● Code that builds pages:
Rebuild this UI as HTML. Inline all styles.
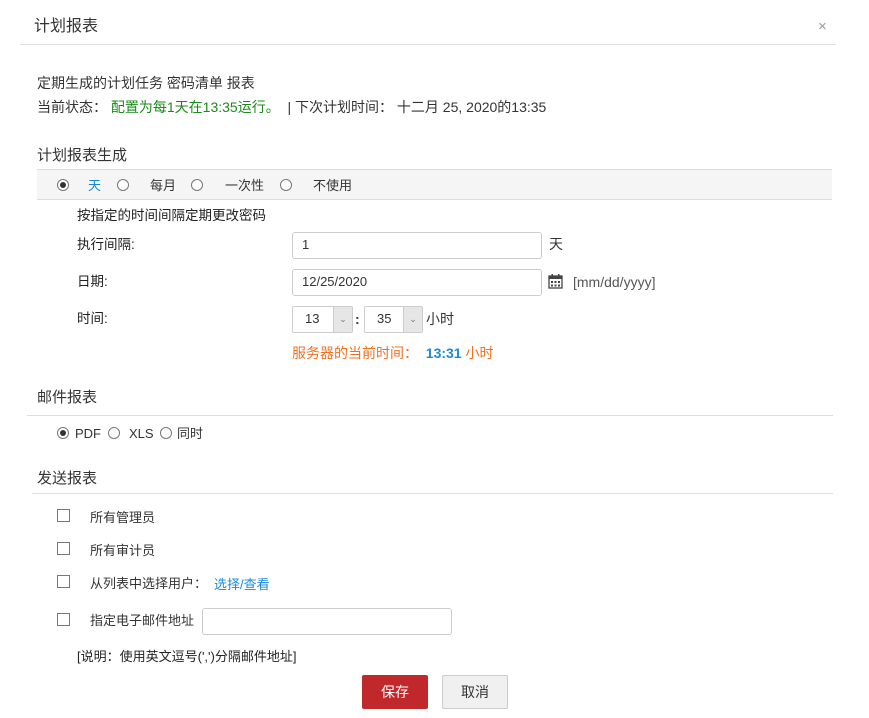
<!DOCTYPE html>
<html><head><meta charset="utf-8"><style>
body{margin:0;width:869px;height:718px;background:#fff;font-family:"Liberation Sans","Noto Sans CJK SC",sans-serif;color:#333;position:relative;overflow:hidden}
.a{position:absolute;white-space:nowrap;line-height:1}
.r{position:absolute;width:10px;height:10px;border:1px solid #777;border-radius:50%;background:#fff}
.r.on::after{content:"";position:absolute;left:2px;top:2px;width:6px;height:6px;border-radius:50%;background:#333}
.cb{position:absolute;width:11px;height:11px;border:1px solid #777;background:#fff}
.in{position:absolute;border:1px solid #ccc;border-radius:3px;background:#fff;box-sizing:border-box;font-size:13px;padding-left:9px;line-height:24px}
.sel{position:absolute;border:1px solid #ccc;border-radius:2px;box-sizing:border-box;font-size:13px;line-height:24px;padding-left:12px;background:#fff}
.sel i{position:absolute;right:0;top:0;width:18px;height:100%;background:#e6e6e6;border-left:1px solid #ccc;font-style:normal;font-size:9px;text-align:center;color:#777;line-height:24px}
.hr{position:absolute;height:1px;background:#ddd}
</style></head><body>
<div class="a" style="left:34px;top:19px;font-size:16px;color:#333">计划报表</div>
<div class="a" style="left:818px;top:19px;font-size:15px;color:#999">×</div>
<div class="hr" style="left:20px;top:44px;width:816px"></div>

<div class="a" style="left:37px;top:76px;font-size:14px">定期生成的计划任务 密码清单 报表</div>
<div class="a" style="left:37px;top:100px;font-size:14px">当前状态：&nbsp;<span style="color:#1a8a1a">配置为每1天在13:35运行。</span>&nbsp; | 下次计划时间：&nbsp;十二月 25, 2020的13:35</div>

<div class="a" style="left:37px;top:148px;font-size:15px">计划报表生成</div>
<div style="position:absolute;left:37px;top:169px;width:795px;height:29px;background:#f5f5f5;border-top:1px solid #ddd;border-bottom:1px solid #ddd"></div>
<div class="r on" style="left:57px;top:179px"></div>
<div class="a" style="left:88px;top:179px;font-size:13px;color:#1a8ad8">天</div>
<div class="r" style="left:117px;top:179px"></div>
<div class="a" style="left:150px;top:179px;font-size:13px">每月</div>
<div class="r" style="left:191px;top:179px"></div>
<div class="a" style="left:225px;top:179px;font-size:13px">一次性</div>
<div class="r" style="left:280px;top:179px"></div>
<div class="a" style="left:313px;top:179px;font-size:13px">不使用</div>

<div class="a" style="left:77px;top:209px;font-size:13.5px;color:#222">按指定的时间间隔定期更改密码</div>
<div class="a" style="left:77px;top:238px;font-size:13.5px;color:#222">执行间隔:</div>
<div class="in" style="left:292px;top:232px;width:250px;height:27px">1</div>
<div class="a" style="left:549px;top:237px;font-size:14px">天</div>
<div class="a" style="left:77px;top:275px;font-size:13.5px;color:#222">日期:</div>
<div class="in" style="left:292px;top:269px;width:250px;height:27px">12/25/2020</div>
<svg style="position:absolute;left:548px;top:274px" width="16" height="15" viewBox="0 0 16 15"><rect x="1" y="2" width="13" height="12" fill="none" stroke="#444" stroke-width="1.3"/><rect x="1" y="2" width="13" height="3" fill="#444"/><rect x="3.5" y="0" width="1.5" height="3" fill="#444"/><rect x="10" y="0" width="1.5" height="3" fill="#444"/><g fill="#444"><rect x="3" y="7" width="2" height="2"/><rect x="6.5" y="7" width="2" height="2"/><rect x="10" y="7" width="2" height="2"/><rect x="3" y="10.5" width="2" height="2"/><rect x="6.5" y="10.5" width="2" height="2"/><rect x="10" y="10.5" width="2" height="2"/></g></svg>
<div class="a" style="left:573px;top:275px;font-size:14px;color:#555">[mm/dd/yyyy]</div>
<div class="a" style="left:77px;top:312px;font-size:13.5px;color:#222">时间:</div>
<div class="sel" style="left:292px;top:306px;width:61px;height:27px">13<i>&#8964;</i></div>
<div class="a" style="left:355px;top:312px;font-size:14px;font-weight:bold">:</div>
<div class="sel" style="left:364px;top:306px;width:59px;height:27px">35<i>&#8964;</i></div>
<div class="a" style="left:426px;top:312px;font-size:14px">小时</div>
<div class="a" style="left:292px;top:346px;font-size:14px;color:#f07020">服务器的当前时间：&nbsp; <b style="color:#1a8ad8">13:31</b> 小时</div>

<div class="a" style="left:37px;top:390px;font-size:15px">邮件报表</div>
<div class="hr" style="left:27px;top:415px;width:806px"></div>
<div class="r on" style="left:57px;top:427px"></div>
<div class="a" style="left:75px;top:427px;font-size:13px">PDF</div>
<div class="r" style="left:108px;top:427px"></div>
<div class="a" style="left:129px;top:427px;font-size:13px">XLS</div>
<div class="r" style="left:160px;top:427px"></div>
<div class="a" style="left:177px;top:427px;font-size:13px">同时</div>

<div class="a" style="left:37px;top:471px;font-size:15px">发送报表</div>
<div class="hr" style="left:32px;top:493px;width:801px"></div>
<div class="cb" style="left:57px;top:509px"></div>
<div class="a" style="left:90px;top:511px;font-size:13px">所有管理员</div>
<div class="cb" style="left:57px;top:542px"></div>
<div class="a" style="left:90px;top:544px;font-size:13px">所有审计员</div>
<div class="cb" style="left:57px;top:575px"></div>
<div class="a" style="left:90px;top:577px;font-size:13px">从列表中选择用户：</div>
<div class="a" style="left:214px;top:578px;font-size:13px;color:#1a8ad8">选择/查看</div>
<div class="cb" style="left:57px;top:613px"></div>
<div class="a" style="left:90px;top:614px;font-size:13px">指定电子邮件地址</div>
<div class="in" style="left:202px;top:608px;width:250px;height:27px"></div>
<div class="a" style="left:77px;top:650px;font-size:13px;color:#222">[说明：使用英文逗号(',')分隔邮件地址]</div>

<div style="position:absolute;left:362px;top:675px;width:66px;height:34px;background:#c0282b;border-radius:2px;color:#fff;font-size:14px;line-height:34px;text-align:center">保存</div>
<div style="position:absolute;left:442px;top:675px;width:64px;height:32px;background:#f0f0f0;border:1px solid #ccc;border-radius:2px;color:#333;font-size:14px;line-height:32px;text-align:center">取消</div>
</body></html>
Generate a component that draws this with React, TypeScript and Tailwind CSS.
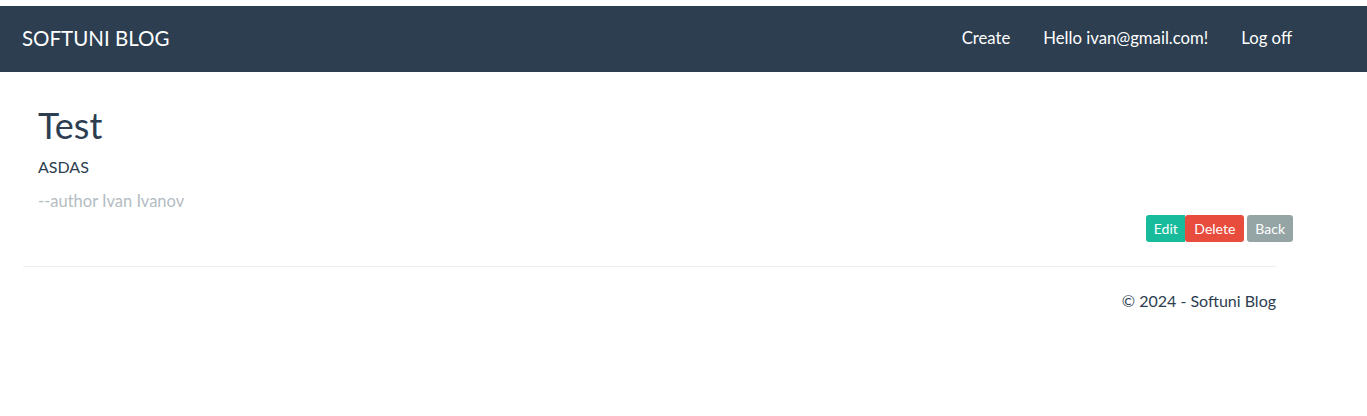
import React from 'react';

export default function App() {
    return (
        <div className="min-h-screen bg-white font-['Lato','Liberation_Sans',sans-serif] text-[#2c3e50]">
            <nav className="mt-[6px] h-[66px] bg-[#2c3e50] flex items-center justify-between pl-[22px] pr-[75px] text-white">
                <a href="#" className="text-[20.5px] leading-none pb-[2px]">SOFTUNI BLOG</a>
                <ul className="flex items-center gap-[33px] text-[16.7px] leading-none pb-[2px]">
                    <li><a href="#">Create</a></li>
                    <li><a href="#">Hello ivan@gmail.com!</a></li>
                    <li><a href="#">Log off</a></li>
                </ul>
            </nav>

            <main className="pl-[38px] pr-[74px] pt-[33px]">
                <h2 className="text-[36px] leading-[40px]">Test</h2>
                <p className="mt-[11px] text-[16px] leading-[21px]">ASDAS</p>
                <p className="mt-[14px] text-[16.5px] leading-[21px] text-[#b4bcc2]">--author Ivan Ivanov</p>
                <div className="flex justify-end mt-[3px]">
                    <a href="#" className="h-[27px] px-[7.5px] flex items-center text-[14px] text-white bg-[#18bc9c] rounded-l-[3px]">Edit</a>
                    <a href="#" className="h-[27px] px-[9px] flex items-center text-[14px] text-white bg-[#e74c3c] rounded-[3px]">Delete</a>
                    <a href="#" className="ml-[3px] h-[27px] px-[8px] flex items-center text-[14px] text-white bg-[#95a5a6] rounded-[3px]">Back</a>
                </div>
            </main>

            <footer className="ml-[23px] w-[1253px] mt-[24px]">
                <hr className="border-t border-[#ecf0f1]" />
                <p className="mt-[23px] text-right text-[16px] leading-[21px]">© 2024 - Softuni Blog</p>
            </footer>
        </div>
    );
}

● TO DO: Leave the pictures out, then copy word for word only the lines from the one containing "Generate a component" through the one containing "import React from 'react';", both included.

● ANSWER TO THE PROBLEM:
Generate a component that draws this with React, TypeScript and Tailwind CSS.
import React from 'react';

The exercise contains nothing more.